さらに、シリーズBラウンドでは、海外投資ファンドから30億円の出資を受け、グローバル展開を実現しました。その結果、A社はIPOを達成し、さらなる資金調達の機会を得ることができました。
上場企業の事例
B社(大手EC企業)は、新規市場への進出を目的として、公募増資を実施し、100億円を調達しました。この資金を活用して、新規物流センターの建設とマーケティング強化を行いました。
これにより、売上高が前年比20%増加し、企業価値が向上しました。

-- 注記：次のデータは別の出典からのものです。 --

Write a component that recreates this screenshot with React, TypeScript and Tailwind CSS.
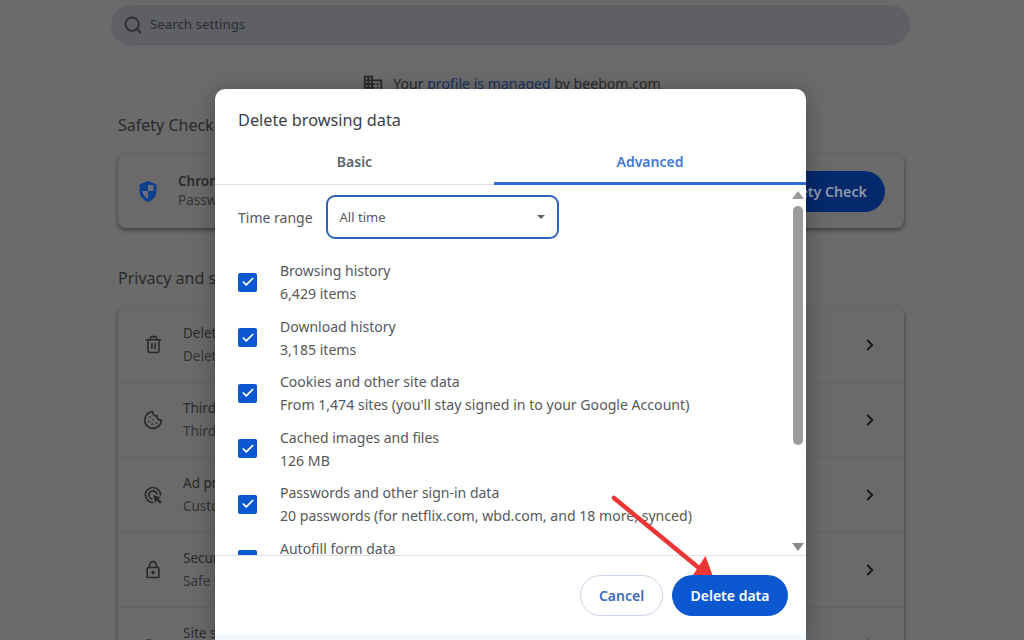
import React from 'react';
import { Search, Trash2, Cookie, ChevronRight, Check } from 'lucide-react';
import { MdAdsClick, MdDomain, MdLockOutline, MdOutlineVpnKey } from 'react-icons/md';

const privacyRows = [
  { icon: <Trash2 size={19} />, title: 'Delete browsing data', sub: 'Delete history, cookies, cache, and more' },
  { icon: <Cookie size={20} />, title: 'Third-party cookies', sub: 'Third-party cookies are blocked' },
  { icon: <MdAdsClick size={22} />, title: 'Ad privacy', sub: 'Customize the info used by sites' },
  { icon: <MdLockOutline size={24} />, title: 'Security', sub: 'Safe Browsing and other settings' },
  { icon: <MdOutlineVpnKey size={22} />, title: 'Site settings', sub: 'Controls what sites can use' },
];

const dataRows = [
  { title: 'Browsing history', sub: '6,429 items' },
  { title: 'Download history', sub: '3,185 items' },
  { title: 'Cookies and other site data', sub: "From 1,474 sites (you'll stay signed in to your Google Account)" },
  { title: 'Cached images and files', sub: '126 MB' },
  { title: 'Passwords and other sign-in data', sub: '20 passwords (for netflix.com, wbd.com, and 18 more, synced)' },
  { title: 'Autofill form data', sub: '' },
];

const App = () => {
  return (
    <div className="relative h-[640px] w-[1024px] overflow-hidden bg-[#6b6b6b] font-['Noto_Sans','Open_Sans',sans-serif] text-[#2a2a2b]">
      {/* Settings page behind the dialog */}
      <div className="flex flex-col pt-[5px]">
        <div className="ml-[111px] mr-[114px] flex h-10 items-center gap-[7px] rounded-full bg-[#5e6066] px-[12px] text-[13.3px] text-[#2c2d2f]">
          <Search size={20} strokeWidth={2.2} />
          <span>Search settings</span>
        </div>

        <div className="mt-[28px] flex h-[20px] items-center justify-center gap-[9px] pr-[1px] pt-[1px] text-[14.1px]">
          <MdDomain size={22} />
          <span>
            Your <span className="text-[#1c3160]">profile is managed</span> by beebom.com
          </span>
        </div>

        <h2 className="ml-[118px] mt-[21px] text-[16px] leading-[22px]">Safety Check</h2>

        <div className="ml-[118px] mt-[18px] flex h-[74px] w-[786px] items-center rounded-lg bg-[#6a6a6a] pl-5 pr-[19px] shadow-[0_2px_4px_rgba(0,0,0,0.45)]">
          <svg width="20" height="23" viewBox="0 0 20 23" className="shrink-0">
            <path d="M10 1 L18.5 4.5 V11 C18.5 16 15 20 10 22 C5 20 1.5 16 1.5 11 V4.5 Z" fill="#0f3f8c" />
            <path d="M10 4.5 V11 H15.5 V5.5 L10 4.5 Z M4.5 11 H10 V18.5 C7 17.5 4.5 14.5 4.5 11 Z" fill="#6a6f78" />
          </svg>
          <div className="ml-[20px] flex-1">
            <div className="text-[13.5px] font-semibold leading-[19px]">Chrome found some safety recommendations</div>
            <div className="text-[13.5px] leading-[19px] text-[#333436]">Passwords</div>
          </div>
          <div className="flex h-[41px] w-[170px] items-center justify-center rounded-full bg-[#04296d] pl-[4px] pt-[1px] text-[14.2px] font-semibold text-[#8f9aae]">
            Go to Safety Check
          </div>
        </div>

        <h2 className="ml-[118px] mt-[39px] text-[16px] leading-[22px]">Privacy and security</h2>

        <div className="ml-[118px] mt-[18px] w-[786px] rounded-lg bg-[#6a6a6a] shadow-[0_2px_4px_rgba(0,0,0,0.45)]">
          {privacyRows.map((row, i) => (
            <div key={row.title} className={`flex h-[75px] items-center pl-[25px] pr-[25px] ${i > 0 ? 'border-t border-[#636363]' : ''}`}>
              <span className="flex w-5 shrink-0 justify-center text-[#2a2a2b]">{row.icon}</span>
              <div className="ml-[20px] flex-1 text-[13.5px] leading-[23px]">
                <div>{row.title}</div>
                <div className="text-[#333436]">{row.sub}</div>
              </div>
              <ChevronRight size={18} strokeWidth={2.6} className="text-[#1a1a1a]" />
            </div>
          ))}
        </div>
      </div>

      {/* Dialog */}
      <div className="absolute left-[215px] top-[89px] flex h-[551px] w-[591px] flex-col rounded-t-[10px] bg-white shadow-[0_4px_24px_rgba(0,0,0,0.3)]">
        <div className="pl-[23px] pt-[19px] text-[16.3px] leading-[24px] text-[#3c4043]">Delete browsing data</div>

        <div className="mt-[15px] flex h-[38px] border-b border-[#dfe1e5] text-[14px] font-semibold">
          <div className="flex w-[279px] items-center justify-center pb-[8px] text-[#5f6368]">Basic</div>
          <div className="-mb-px flex flex-1 items-center justify-center border-b-[3px] border-[#2f6bd0] pb-[6px] text-[#3f78d4]">Advanced</div>
        </div>

        <div className="flex h-[371px] overflow-hidden border-b border-[#dfe1e5]">
          <div className="min-w-0 flex-1 pl-[23px]">
            <div className="mt-[10px] flex items-center gap-[13px]">
              <span className="pt-[1px] text-[14px] text-[#55585c]">Time range</span>
              <div className="flex h-[44px] w-[233px] items-center justify-between rounded-[9px] border-2 border-[#2f62b8] pl-[11px] pr-[12px] text-[13px] text-[#55585c]">
                <span className="pl-[1px] pt-[2px]">All time</span>
                <span className="h-0 w-0 border-x-[4px] border-t-[4px] border-x-transparent border-t-[#5f6368]" />
              </div>
            </div>
            <div className="mt-[15.5px]">
              {dataRows.map((row) => (
                <div key={row.title} className="flex h-[55.5px] items-center">
                  <span className="flex h-[19px] w-[19px] shrink-0 items-center justify-center rounded-[2px] bg-[#0b57d0] text-white">
                    <Check size={14} strokeWidth={3} />
                  </span>
                  <div className="ml-[23px] whitespace-nowrap text-[14px] leading-[23px] text-[#55585c]">
                    <div>{row.title}</div>
                    <div className="min-h-[23px] text-[14.1px]">{row.sub}</div>
                  </div>
                </div>
              ))}
            </div>
          </div>

          {/* Scrollbar */}
          <div className="flex w-[16px] shrink-0 flex-col items-center pt-[6px]">
            <span className="h-0 w-0 border-x-[6px] border-b-[8px] border-x-transparent border-b-[#9b9b9b]" />
            <span className="mt-[7px] h-[239px] w-[10px] rounded-full bg-[#9b9b9b]" />
            <span className="mt-[98px] h-0 w-0 border-x-[6px] border-t-[8px] border-x-transparent border-t-[#8a8a8a]" />
          </div>
        </div>

        <div className="flex flex-1 items-start justify-end gap-[9px] pr-[18px] pt-[19px] text-[14px] font-semibold">
          <div className="flex h-[41px] w-[83px] items-center justify-center rounded-full border border-[#c9d5e8] text-[#3a6bc0]">Cancel</div>
          <div className="flex h-[41px] w-[116px] items-center justify-center rounded-full bg-[#0b57d0] text-white">Delete data</div>
        </div>
        <div className="h-[5px] bg-[#f3f8fd]" />
      </div>

      <svg className="absolute left-[605px] top-[490px]" width="115" height="85" viewBox="0 0 115 85">
        <line x1="9" y1="8" x2="94" y2="78" stroke="#ee3535" strokeWidth="4.5" strokeLinecap="round" />
        <path d="M100.5 66 L107.5 85 L88 85 Z" fill="#ee3535" />
      </svg>
    </div>
  );
};

export default App;
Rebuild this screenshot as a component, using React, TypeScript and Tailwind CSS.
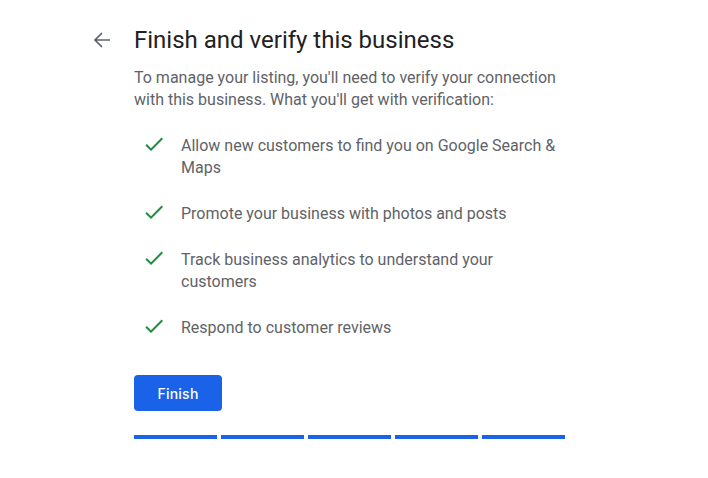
import React from "react";

const items = [
  "Allow new customers to find you on Google Search & Maps",
  "Promote your business with photos and posts",
  "Track business analytics to understand your customers",
  "Respond to customer reviews",
];

export default function App() {
  return (
    <div
      className="w-[708px] h-[478px] bg-white pl-[90px] pt-[26px]"
      style={{ fontFamily: "Roboto, 'Liberation Sans', sans-serif" }}
    >
      <div className="flex items-center h-[28px]">
        <svg width="24" height="24" viewBox="0 0 24 24" className="text-[#5f6368]" fill="none" stroke="currentColor" strokeWidth="1.7">
          <path d="M20 12H5.5M12 5l-7 7 7 7" />
        </svg>
        <h1 className="ml-[20px] text-[24px] leading-[28px] text-[#202124] -mt-[1px]">
          Finish and verify this business
        </h1>
      </div>
      <div className="ml-[44px] w-[431px]">
        <p className="mt-[13px] text-[16px] leading-[22px] text-[#5f6368]">
          To manage your listing, you'll need to verify your connection with this business. What you'll get with verification:
        </p>
        <ul className="mt-[24px] flex flex-col gap-[24px] pl-[8px]">
          {items.map((t) => (
            <li key={t} className="flex items-start">
              <svg width="24" height="22" viewBox="0 -1 24 22" className="shrink-0 text-[#1e8e3e]" fill="currentColor">
                <path d="M9 16.17L4.83 12l-1.42 1.41L9 19 21 7l-1.41-1.41z" transform="translate(0,-4)" />
              </svg>
              <span className="ml-[15px] text-[16px] leading-[22px] text-[#5f6368]">{t}</span>
            </li>
          ))}
        </ul>
        <button
          className="mt-[36px] w-[88px] h-[36px] rounded-[4px] bg-[#1a62e8] text-white text-[14px] font-medium tracking-[0.25px]"
          style={{ fontFamily: "Inter, Roboto, sans-serif" }}
        >
          Finish
        </button>
        <div className="mt-[24px] flex gap-[4px]">
          {[0, 1, 2, 3, 4].map((i) => (
            <div key={i} className="w-[83px] h-[4px] bg-[#1a62e8]" />
          ))}
        </div>
      </div>
    </div>
  );
}
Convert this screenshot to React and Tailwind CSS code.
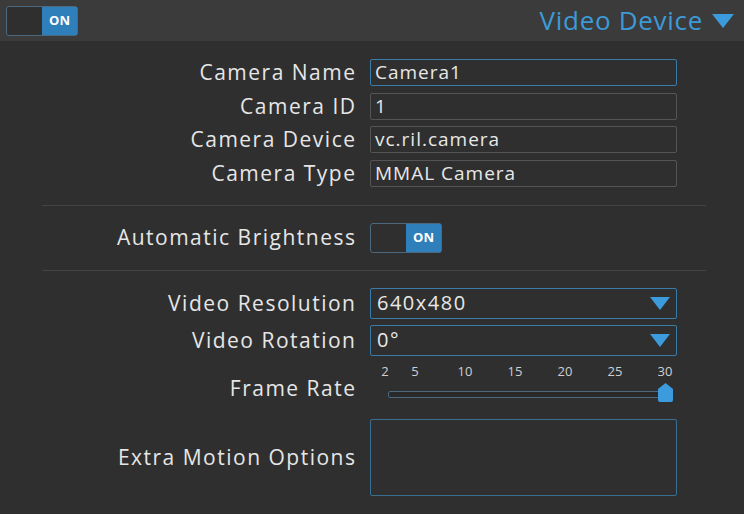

ただし、新株発行による株式希薄化により、短期的には株価が一時的に下落する場面もありました。
エクイティファイナンスを成功させるポイント
1. 適切なタイミングで実施する
市場環境が好調な時期に資金調達を行うことで、より有利な条件での資金調達が可能になります。
2. 投資家への明確な説明
資金調達の目的や成長戦略を明確に伝えることで、株主の信頼を得ることが重要です。
3. 既存株主との関係を考慮する
新株発行により既存株主の持ち分が減少するため、適切なIR戦略が求められます。
まとめ
エクイティファイナンスは、企業の成長戦略を支える重要な資金調達手法です。返済の負担なく大規模な資金を確保できるメリットがある一方で、経営権の希薄化や株価の変動リスクといった課題もあります。そのため、企業は適切なタイミングで実施し、投資家への説明責任を果たすことが求められます。
特にスタートアップ企業にとっては、VCやエンジェル投資家からの資金調達が事業拡大の鍵となります。一方で、上場企業にとっては、M&Aや新規市場開拓のための資金調達手段として活用されることが多いです。
エクイティファイナンスを成功させるためには、市場環境の分析、適切な資金用途の設定、投資家との信頼関係の構築が不可欠です。本記事で紹介したポイントを参考に、自社に最適な資金調達戦略を検討してみてください。